Create another set, group by year, so we may see the damage by year. Group again, this time by year + event_type. Then we will filter on only the top event_type qualified above (non-year aggregation)

human_by_etype_year <- aggregate(x=df[,c("FATALITIES","INJURIES")], by=df[,c("year","event_type")], FUN=sum)
econo_by_etype_year <- aggregate(x=df[,c("propDmgV","cropDmgV")], by=df[,c("year","event_type")], FUN=sum)

top_human_by_etype_year <- human_by_etype_year[human_by_etype_year$event_type %in% total_human$Event,]
top_human_by_etype_year$total <- top_human_by_etype_year$FATALITIES + top_human_by_etype_year$INJURIES
top_econ_by_etype_year <- econo_by_etype_year[econo_by_etype_year$event_type %in% total_damage$Event,]
top_econ_by_etype_year$total <- top_econ_by_etype_year$propDmgV + top_econ_by_etype_year$cropDmgV

Result

Examine the top damage amount

qplot(Event, Damage/1000000, data=total_damage) + 
  geom_bar(aes(fill=DamageType), stat="identity") + 
  theme(axis.text.x  = element_text(angle=-25, vjust=0.5)) + 
  labs(x="Weather Event", y="Damage in Billion (USD)", title="Economic Damage")
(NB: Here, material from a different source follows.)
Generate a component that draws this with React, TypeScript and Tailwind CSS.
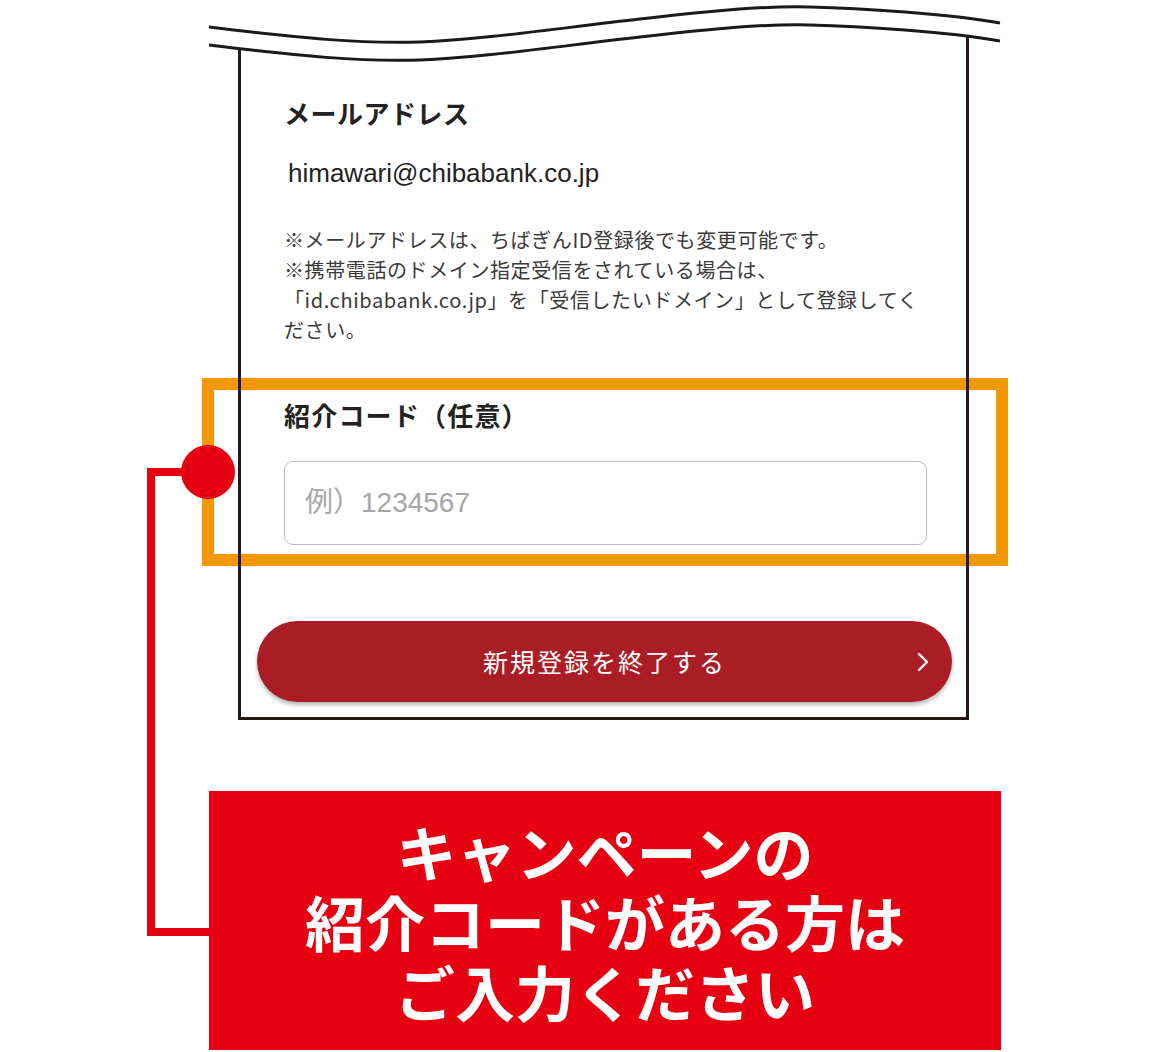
import React from 'react';

const JP = "font-['Noto_Sans_CJK_JP',sans-serif]";

// top edge of the cut-off phone screen: two parallel wavy lines
function WaveEdge() {
    const top = 'M209 27 C 300 38, 360 44, 420 42 S 560 28, 640 19 S 760 6, 810 7 S 950 14, 1000 23';
    const low = 'M209 45 C 300 56, 360 62, 420 60 S 560 46, 640 37 S 760 24, 810 25 S 950 32, 1000 41';
    return (
        <svg className="absolute left-0 top-0 z-20" width="1152" height="70" viewBox="0 0 1152 70">
            <path d={low + ' L1000 0 L209 0 Z'} fill="#ffffff" />
            <path d={top} fill="none" stroke="#1a1a1a" strokeWidth="3" />
            <path d={low} fill="none" stroke="#1a1a1a" strokeWidth="3" />
        </svg>
    );
}

export default function App() {
    return (
        <div className={`relative w-[1152px] h-[1052px] overflow-hidden bg-white ${JP}`}>
            {/* highlight around the referral code field */}
            <div className="absolute left-[202px] top-[378px] w-[806px] h-[188px] border-[12px] border-[#f39800] z-0" />

            {/* phone screen */}
            <div className="relative z-10 mt-[30px] ml-[238px] w-[731px] border-x-[3px] border-b-[3px] border-[#231815] pl-[43px] pr-[30px] pt-[65px] pb-[15px]">
                <h2 className="text-[26px] leading-[36px] font-semibold tracking-[0.5px] text-[#222]">メールアドレス</h2>
                <p className="mt-[24px] pl-[4px] text-[26px] leading-[36px] text-[#222] font-['Liberation_Sans',sans-serif]">
                    himawari@chibabank.co.jp
                </p>
                <p className="mt-[34px] text-[20px] leading-[30px] tracking-[0.6px] text-[#3a3a3a]">
                    ※メールアドレスは、ちばぎんID登録後でも変更可能です。<br />
                    ※携帯電話のドメイン指定受信をされている場合は、<br />
                    「id.chibabank.co.jp」を「受信したいドメイン」として登録してく<br />
                    ださい。
                </p>

                <h2 className="mt-[52px] text-[26px] leading-[36px] font-semibold tracking-[1.2px] text-[#222]">紹介コード（任意）</h2>
                <input
                    type="text"
                    placeholder="例）1234567"
                    className="mt-[28px] block w-[643px] h-[84px] rounded-[9px] border-[1.5px] border-[#b8bec6] bg-white px-[20px] text-[28px] text-[#333] placeholder:text-[#a6a6a6] outline-none font-['Liberation_Sans','Noto_Sans_CJK_JP',sans-serif]"
                />

                <button className="relative -ml-[27px] mt-[76px] flex h-[81px] w-[695px] items-center justify-center rounded-full bg-[#aa1d25] shadow-[0_3px_4px_rgba(0,0,0,0.28)]">
                    <span className="text-[25px] tracking-[2px] text-white">新規登録を終了する</span>
                    <svg className="absolute right-[23px] top-1/2 -translate-y-1/2" width="12" height="20" viewBox="0 0 12 20">
                        <polyline points="2,2 10,10 2,18" fill="none" stroke="#ffffff" strokeWidth="2.4" strokeLinecap="round" strokeLinejoin="round" />
                    </svg>
                </button>
            </div>

            {/* callout */}
            <div className="mt-[71px] ml-[209px] flex h-[259px] w-[792px] flex-col items-center justify-center bg-[#e60012] text-center text-[60px] font-bold text-white">
                <div className="h-[70px] leading-[70px]">キャンペーンの</div>
                <div className="h-[70px] leading-[70px]">紹介コードがある方は</div>
                <div className="h-[70px] leading-[70px]">ご入力ください</div>
            </div>

            <WaveEdge />

            {/* connector from callout to field */}
            <svg className="absolute left-0 top-0 z-30 pointer-events-none" width="1152" height="1052" viewBox="0 0 1152 1052">
                <polyline points="190,472 151,472 151,932 209,932" fill="none" stroke="#e60012" strokeWidth="8" strokeLinejoin="miter" />
            </svg>
            <div className="absolute left-[181px] top-[445px] z-30 h-[54px] w-[54px] rounded-full bg-[#e60012]" />
        </div>
    );
}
plot of chunk unnamed-chunk-10

qplot(year, total/1000000, data=top_econ_by_etype_year) +
  geom_line(aes(col=event_type)) +
  labs(x="Year between 2000 to 2011", y="Property and Crop Damage in Billion (USD)")

plot of chunk unnamed-chunk-10 Flood and Hurricane have much higher economic impact than others. Amount crop and property, property damage takes on most of the toll. year 2005 we see a surge in hurricane damage (Katrina), and in 2006 a surge in floods around the countries.

qplot(Event, Count, data=total_human) + 
  geom_bar(aes(fill=CountType), stat="identity") + 
  theme(axis.text.x  = element_text(angle=-25, vjust=0.5)) + 
  labs(x="Weather Event", y="Population Count", title="Human Damage") +
  scale_fill_discrete(name="Type")

plot of chunk unnamed-chunk-11

qplot(year, total, data=top_human_by_etype_year) +
  geom_line(aes(col=event_type)) +
  labs(x="Years from 2000 to 2011", y="Total Count (Fatalities + Injuries)")

plot of chunk unnamed-chunk-11 Tornado has the significantly higher population impact than all other weather event. Most of them are from tornado outbreak in 2011.